Anything Close to an NSA Guide for Securing RHEL 6 [closed]

Some in our infrastructure group want to upgrade to start taking advantage of the new features in RHEL 6. In the past, I have relied on the NSA Guide (www.nsa.gov/ia/_files/os/redhat/rhel5-guide-i731.pdf) to secure RHEL 5 and CentOS 5 installations. I find this guide invaluable.

Does anyone out there have experience with securing RHEL / CentOS 6 in a similar way? If so, what resources (written or consultative) did you leverage?

I have heard from some colleagues that version 6 is significantly different from version 5 in various ways, so I don't want to leave gaping holes in our security because I didn't adequately account for those differences.

Is Red Hat's own guide for RHEL 6 (http://docs.redhat.com/docs/en-US/Red_Hat_Enterprise_Linux/6/html/Security_Guide/index.html) really sufficient?

Would anyone go so far as to say that, unless you have a compelling functional reason, you should hold off on upgrading from 5 to 6 until some group like the NSA can produce a guide that is specific to the version you are trying to protect?

I appreciate any feedback that you may have, even if it is directing me to a more appropriate forum.

Regards,

Mike


Mike,

there are generally a few sources of good guides out there for security hardening.

  • The DISA STIGs
  • The NSA SRGs
  • NIST
  • CIS Benchmarks
  • Vendor guidance
  • SANS
  • Books specific to hardening

At my work, we use a combination of the DISA STIGs, along with puppet for Linux. I'd be more likely to say that is inadequate and push for some of the recommendations below.

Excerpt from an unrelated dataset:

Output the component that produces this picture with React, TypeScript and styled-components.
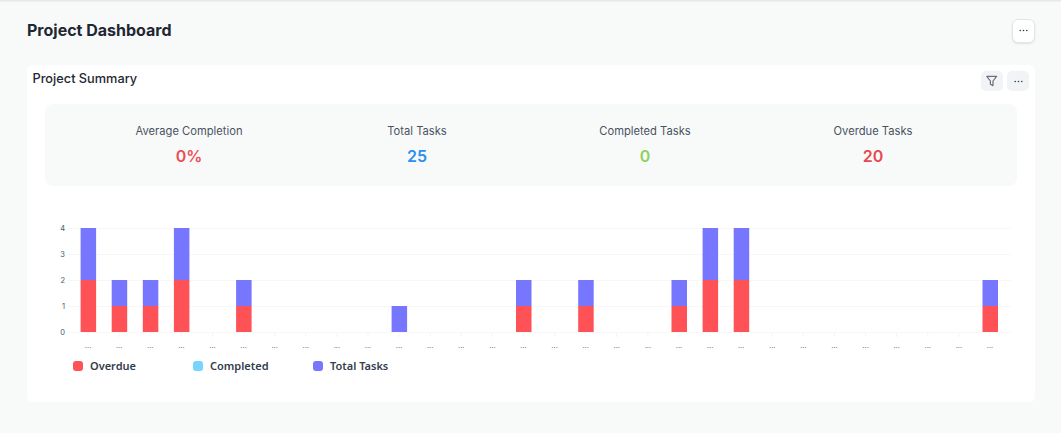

Keep in mind that the hardening guides above do have overlap, and some missing areas. A best practice is to track all configuration options via guide in a database or spreadsheet, so you can have the most coverage.

An alternative way of doing the same thing is to create hardening or auditing scripts based on above, and then run audits of yourself to figure out where the gaps between the different standards are.

I don't believe RHEL's guides are sufficient - I prefer the outputs of the NSA, DISA and NIST. But, Red Hat's guides are a great starting point.

As the NSA and DISA start working on hardening standards far in advance, in draft, that may be a good source for you. If you have a friend in DoD, you can get access to pre-release material too. Due to the current state of the DISA STIG for Red Hat, I'd say the NSA is likely to produce something faster. I can check in with them and see where they are. I'd recommend starting to move forward to 6 in a testing environment right now. Get your hardening scripts tested in 6.

Engaging outside assistance to develop security hardening guidance

Consider an engagement with a Security Engineer focused specifically on Linux security hardening to produce guidance for you. Red Hat can make available their employees for engagements as well in order to accelerate security engineering efforts.

Everything you've said thus far indicates a due diligence approach and reasonable security. Based on that, I think considering above, you are clear to move forward to RHEL6. However, I am going to add some additional tasks you could consider since I assume you are working in a regulated environment that is very security conscious.

Augmenting your approach with a Risk Assessment

If you wanted to take your approach to the next level, and justify it in a way would pass review by even the most retentive auditor, consider performing a full blown developmental risk assessment using NIST 800-30 along with the particular controls sets used in your industry. This, supported by security testing & analysis. Having a risk assessment formalized will enable a good documentation of the risks presented by going forward with RHEL6, and some potential compensating controls you could add to buttress any potential weaknesses.

Adding a penetration test

Taking it even beyond the risk assessment, you could engage a penetration tester with a strong Linux background to attempt white box or black box penetrations of your RHEL6 host after some secure configurations. A secured base operating system might not present much attack surface so loading it with applications would present a much more realistic platform for attack that would better enable you to understand potential attack vectors. Circling around at the end, using the pen test report you could augment your previous work, close any gaps, add additional controls and head towards operations with much more of a warm and fuzzy.